Find The Value Of The Remaining Trigonometric Function Calculator

Find Remaining Trigonometric Functions

Given the value of one trigonometric function and the quadrant, find the values of the other five trigonometric functions.

What is a Remaining Trigonometric Functions Calculator?

A Remaining Trigonometric Functions Calculator is a tool used to find the values of all six trigonometric functions (sine, cosine, tangent, cosecant, secant, and cotangent) for a given angle θ, when the value of one of these functions and the quadrant in which θ lies are known. This calculator leverages the fundamental identities and relationships between trigonometric functions, as well as the signs of these functions in different quadrants.

This calculator is particularly useful for students learning trigonometry, engineers, physicists, and anyone working with angles and their trigonometric ratios.

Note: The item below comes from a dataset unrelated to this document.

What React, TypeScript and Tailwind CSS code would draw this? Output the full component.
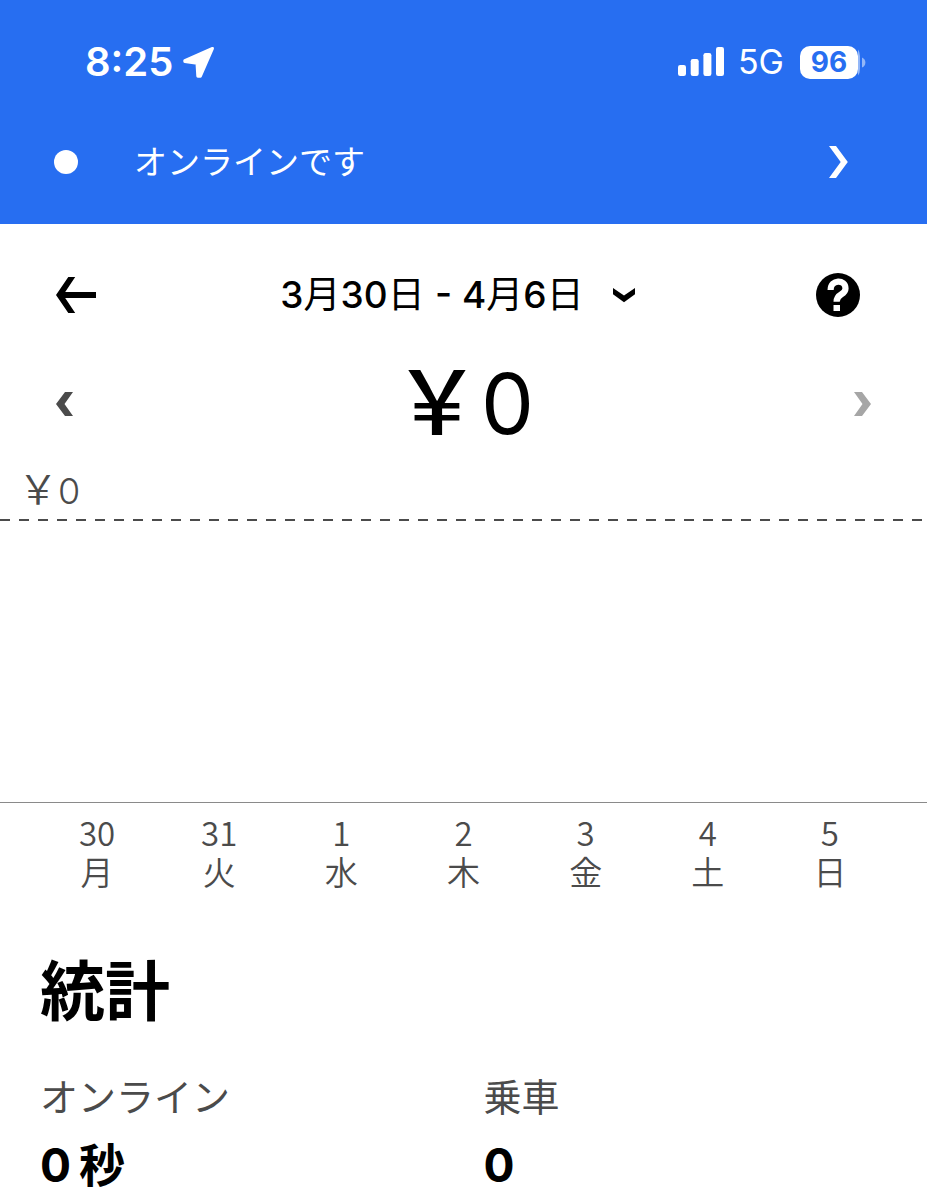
import React from 'react';

const days = [
  { date: '30', weekday: '月' },
  { date: '31', weekday: '火' },
  { date: '1', weekday: '水' },
  { date: '2', weekday: '木' },
  { date: '3', weekday: '金' },
  { date: '4', weekday: '土' },
  { date: '5', weekday: '日' },
];

const stats = [
  { label: 'オンライン', value: '0', unit: '秒' },
  { label: '乗車', value: '0', unit: '' },
];

// Full-width yen sign
const YEN = '\uFFE5';

const LocationIcon = () => (
  <svg className="h-8 w-8" viewBox="0 0 32 32" fill="white" stroke="white" strokeWidth="3" strokeLinejoin="round" aria-hidden="true">
    <path d="M29.5 2.4 1.8 14.6V15.6L14 17.2 14.8 30.2H17.4Z" />
  </svg>
);

const SignalIcon = () => (
  <svg className="h-8 w-[46px]" viewBox="0 0 46 32" fill="white" aria-hidden="true">
    <rect x="0" y="19" width="8" height="11" rx="2.2" />
    <rect x="12.7" y="13" width="8" height="17" rx="2.2" />
    <rect x="25.4" y="7" width="8" height="23" rx="2.2" />
    <rect x="38" y="1" width="8" height="29" rx="2.2" />
  </svg>
);

const StatusBar = () => (
  <div className="flex h-11 items-center justify-between">
    <div className="flex items-center gap-[10px] pl-[85px]">
      <span className="text-[40px] leading-[44px] font-semibold">8:25</span>
      <LocationIcon />
    </div>
    <div className="flex items-center pr-[61px]">
      <SignalIcon />
      <span className="ml-[14px] text-[34px] leading-[44px]">5G</span>
      <div className="ml-4 flex items-center">
        <span className="flex h-[33px] w-[58px] items-center justify-center rounded-[10px] bg-white text-[28px] leading-[33px] font-bold text-[#276ef1]">
          96
        </span>
        <svg className="h-[33px] w-2" viewBox="0 0 8 33" fill="white" fillOpacity="0.5" aria-hidden="true">
          <path d="M-4 0.5Q2 3 2 10V23Q2 30-4 32.5Q0 29 0 23V10Q0 4-4 .5Z" />
          <path d="M4 11.5Q7.4 13 7.4 16.5T4 21.5Z" />
        </svg>
      </div>
    </div>
  </div>
);

const OnlineBanner = () => (
  <button className="mt-14 flex h-11 w-full items-center pr-[78px] pl-[54px] text-left">
    <span className="h-6 w-6 rounded-full bg-white" />
    <span className="ml-14 flex-1 text-[33px] leading-[44px]">オンラインです</span>
    <svg className="h-8 w-5" viewBox="0 0 20 32" fill="white" aria-hidden="true">
      <path d="M0 0H7L18.8 16 7 32H0L11.7 16Z" />
    </svg>
  </button>
);

const App: React.FC = () => {
  return (
    <div className="min-h-screen bg-white font-[Inter,'Noto_Sans_CJK_JP',sans-serif] text-black">
      <header className="bg-[#276ef1] pt-10 pb-10 text-white">
        <StatusBar />
        <OnlineBanner />
      </header>

      <main>
        <nav className="flex items-center justify-between pt-[47px] pr-[67px] pl-14">
          <button aria-label="戻る">
            <svg className="h-9 w-11" viewBox="0 0 44 36" aria-hidden="true">
              <path d="M12.3 0H19.2L9.2 15H40V21H9.2L19.2 36H12.3L0 18Z" />
            </svg>
          </button>
          <button className="flex items-center gap-7 text-[37px] leading-[48px]">
            <span>
              <b className="font-medium">3</b>月<b className="font-medium">30</b>日 <b className="font-medium">- 4</b>月
              <b className="font-medium">6</b>日
            </span>
            <svg className="h-4 w-6" viewBox="0 0 24 16" aria-hidden="true">
              <path d="M1 1 12 8.4 23 1V7.2L12 15.3 1 7.2Z" />
            </svg>
          </button>
          <button aria-label="ヘルプ">
            <svg className="h-11 w-11" viewBox="0 0 44 44" aria-hidden="true">
              <circle cx="22" cy="22" r="22" />
              <path d="M14.6 17C14.6 6 29.5 6 29.5 15.5C29.5 22.5 20.6 20 20.6 28.7" fill="none" stroke="white" strokeWidth="6.2" />
              <path d="M17.5 32H24V38H17.5Z" fill="white" />
            </svg>
          </button>
        </nav>

        <section className="mt-[37px] flex items-center justify-between px-14">
          <button aria-label="前の週">
            <svg className="h-6 w-[17px]" viewBox="0 0 17 24" fill="#4b4b4b" aria-hidden="true">
              <path d="M9 0H17L8.5 12 17 24H9L0 12Z" />
            </svg>
          </button>
          <h1 className="text-[84px] leading-[96px]">
            <span className="text-[88px] leading-none font-medium">{YEN}</span>0
          </h1>
          <button aria-label="次の週" disabled>
            <svg className="h-6 w-[17px]" viewBox="0 0 17 24" fill="#a6a6a6" aria-hidden="true">
              <path d="M8 0H0L8.5 12 0 24H8L17 12Z" />
            </svg>
          </button>
        </section>

        <section className="mt-[18px] text-[#4b4b4b]">
          <p className="pb-2 pl-[18px] text-[36px] leading-10 font-[350]">
            <span className="text-[40px] leading-none">{YEN}</span>0
          </p>
          <div className="h-[2px] bg-[repeating-linear-gradient(90deg,#4b4b4b_0_10px,transparent_10px_19px)]" />
          <div className="h-[282px] border-b border-[#8a8a8a]" />
          <ul className="grid grid-cols-7 px-9 pt-[10px] text-center font-['Noto_Sans_CJK_JP',sans-serif] text-[33px] leading-[39px] font-[350]">
            {days.map((day) => (
              <li key={day.date}>
                <p>{day.date}</p>
                <p>{day.weekday}</p>
              </li>
            ))}
          </ul>
        </section>

        <section className="px-10 pt-[61px] pb-2">
          <h2 className="text-[65px] leading-[80px] font-bold">統計</h2>
          <dl className="mt-[41px] grid grid-cols-2 gap-10">
            {stats.map((stat) => (
              <div key={stat.label}>
                <dt className="text-[38px] leading-[48px] text-[#4b4b4b]">{stat.label}</dt>
                <dd className="mt-4 flex items-center gap-2 text-[46px] leading-[56px] font-bold">
                  {stat.value}
                  {stat.unit && <span>{stat.unit}</span>}
                </dd>
              </div>
            ))}
          </dl>
        </section>
      </main>
    </div>
  );
};

export default App;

Instead of manually calculating using identities like sin²(θ) + cos²(θ) = 1 and considering the quadrant rules for signs, the Remaining Trigonometric Functions Calculator automates the process.

Who Should Use It?

• Students: To understand and verify homework problems in trigonometry.
• Teachers: To create examples and check solutions quickly.
• Engineers and Scientists: For quick calculations involving angles and vectors.

Common Misconceptions

A common misconception is that knowing just one function’s value is enough. However, the quadrant is crucial because, for example, if sin(θ) = 0.5, θ could be in Quadrant I (30°) or Quadrant II (150°), leading to different signs for cos(θ) and tan(θ).

Remaining Trigonometric Functions Formula and Mathematical Explanation

The core idea is to find the values of x, y, and r (the coordinates on the unit circle and the radius) associated with the angle θ, based on the given function value and quadrant. We generally assume r > 0.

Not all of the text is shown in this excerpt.